I completed this project late summer but really, it's a perfect winter project. These planting pots I painted for our local library as their houseplants were in dire need of repotting, but I imagine painting more pots for summer containers either to brighten up a shady spot or to add personality to a porch or deck. I have a good stash of what I call craft paints - the kind you can purchase at Michael's or a similar store. They are basically an acrylic paint. There are many different economic brands and believe me they last for years. They also wash up with dish soap and water. I used paper plates as a palette (not the most earth friendly), but I didn't want to mingle these paints with any of my watercolors. I also used old, inexpensive brushes (not my watercolor brushes!). You could also use different sized foam brushes depending on your design.

I came up with designs that would invoke images of the area in which we live: the river, the pebbly and rocky shores, the white pines, the beautiful sunsets. I then proceeded to transfer those ideas to four inexpensive terra cotta pots.

I like free form. No need for perfect stripes or lines. You could do the same. Just brush away. Maybe the brush strokes will remind you of a flower. Maybe you just want to capture the colors in your garden. Maybe you want to mimic your favorite glaze. Maybe you just want a bright blue pot, or a series of blue pots for a grouping of plants you have in mind. This is a relatively inexpensive way to achieve what you want.
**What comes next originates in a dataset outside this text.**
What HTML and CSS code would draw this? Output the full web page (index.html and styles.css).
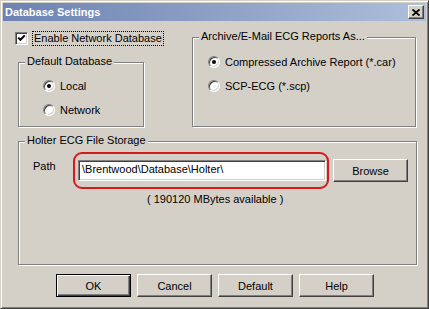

Ceramic pottery can be pricey. Once painted I like to add a coat of water-based polycrylic to protect the design.

I mixed up the library's plants and attempted to match their personalities to the pot designs. To me, having a variety of different plants in one pot seemed more interesting. I also added some new plant cuttings I had started for them.

Imagine the possibilities in designing your own pot, and "potlings," for your porch this season. Or maybe you have a favorite houseplant that needs a new pot – you could cater your creation to make a perfect fit. This project has the potential to brighten up a dull winter day and I hope you try it.